I have things arranged so the data sent from the PC (over USB) is less than 64 bytes so it fits in the Seral input buffer.
Just before the Arduino starts to move the motors it requests another packet from the PC. By the time the move is complete all the data is waiting in the input buffer and it can be read extremely quickly. With a bit of care this can provide a seamless stream of data for the motors.
My Arduino is happy to talk to the PC (over USB) at 1,000,000 baud or 500,000 or 230,400 - but none of these works with the Arduino Serial monitor.
I amexperimenting with modifying HardwareSerial to increase the buffer size. It should allow more data to be transferred in the same time frame when account is taken of the time required by the request from the Arduino.
Robin2:
I amexperimenting with modifying HardwareSerial to increase the buffer size. It should allow more data to be transferred in the same time frame when account is taken of the time required by the request from the Arduino.
I don't understand this point. Either sending or receiving it is interrupt driven. A 64-byte buffer should be adequate for most purposes.
My idea is to be able to let the PC send X bytes in the background. That seems to work fine at the moment but obviously the PC can't send more than 64 bytes without the main code having to interrupt itself to go and empty the buffer. And if I can get the USART interrupt to write directly where I want the data then another step of processing can be eliminated.

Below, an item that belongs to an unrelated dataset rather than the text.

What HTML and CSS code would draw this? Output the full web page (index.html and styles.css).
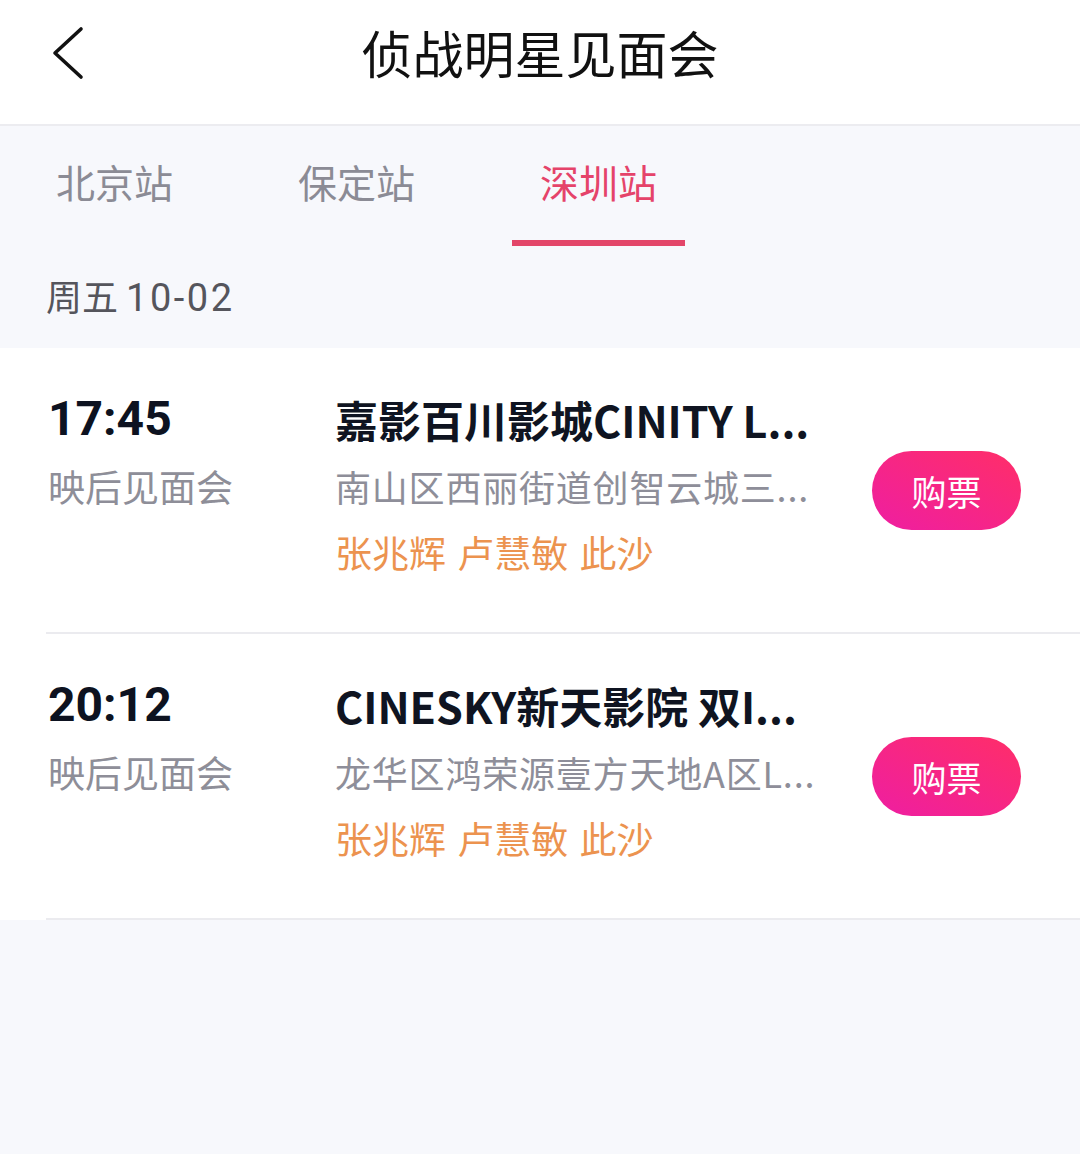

The issue is that, by USB standards, sending 64 bytes is trivially short and the turnaround overhead between the Arduino asking for the next chunk of bytes and receiving them is a bottleneck. In much the same turnaround time I think the PC could send 80 or 100 bytes. At the moment the best I can do is get 11 bytes in about 4 msecs - but 44 bytes also takes 4 msecs. I suspect 88 won't take any longer.
Even after reading that thread I'm at a bit of a loss. First you can just increase the buffer size in HardwareSerial.cpp, that's not exactly rocket science:
// Define constants and variables for buffering incoming serial data. We're
// using a ring buffer (I think), in which head is the index of the location
// to which to write the next incoming character and tail is the index of the
// location from which to read.
#if (RAMEND < 1000)
#define SERIAL_BUFFER_SIZE 16
#else
#define SERIAL_BUFFER_SIZE 64
#endif
Second, I don't even see the point.
... without the main code having to interrupt itself ...
The main code already interrupts itself to put things into this buffer.
Making a second interrupt to copy things from one buffer to another doesn't achieve anything, except time-wasting as far as I can see. To say nothing of wasting valueable RAM.
Your* initial problem, at the start of this thread is this:
In the main loop, where you are already testing for Serial.available, simply copy bytes to your wanted buffer, and wait until a terminator arrives (eg. a newline). Then when it does (after multiple iterations through loop) process it. My examples show doing exactly that. The motor won't pause while you are doing this. You seem to think the problem is the small size of the hardware serial buffer. It isn't.
The scope of the project is that I have a tablet running a .NET application which uses GPS to get position and speed. It then feeds that to the Arduino (via Serial over Bluetooth) to adjust the speed of an auger motor and control other functions of the machine. There are various other sensors that I'm interfacing with, but the issues I'm having revolve around the serial communication and driving the stepper motor. I'm using a Mega2560v3.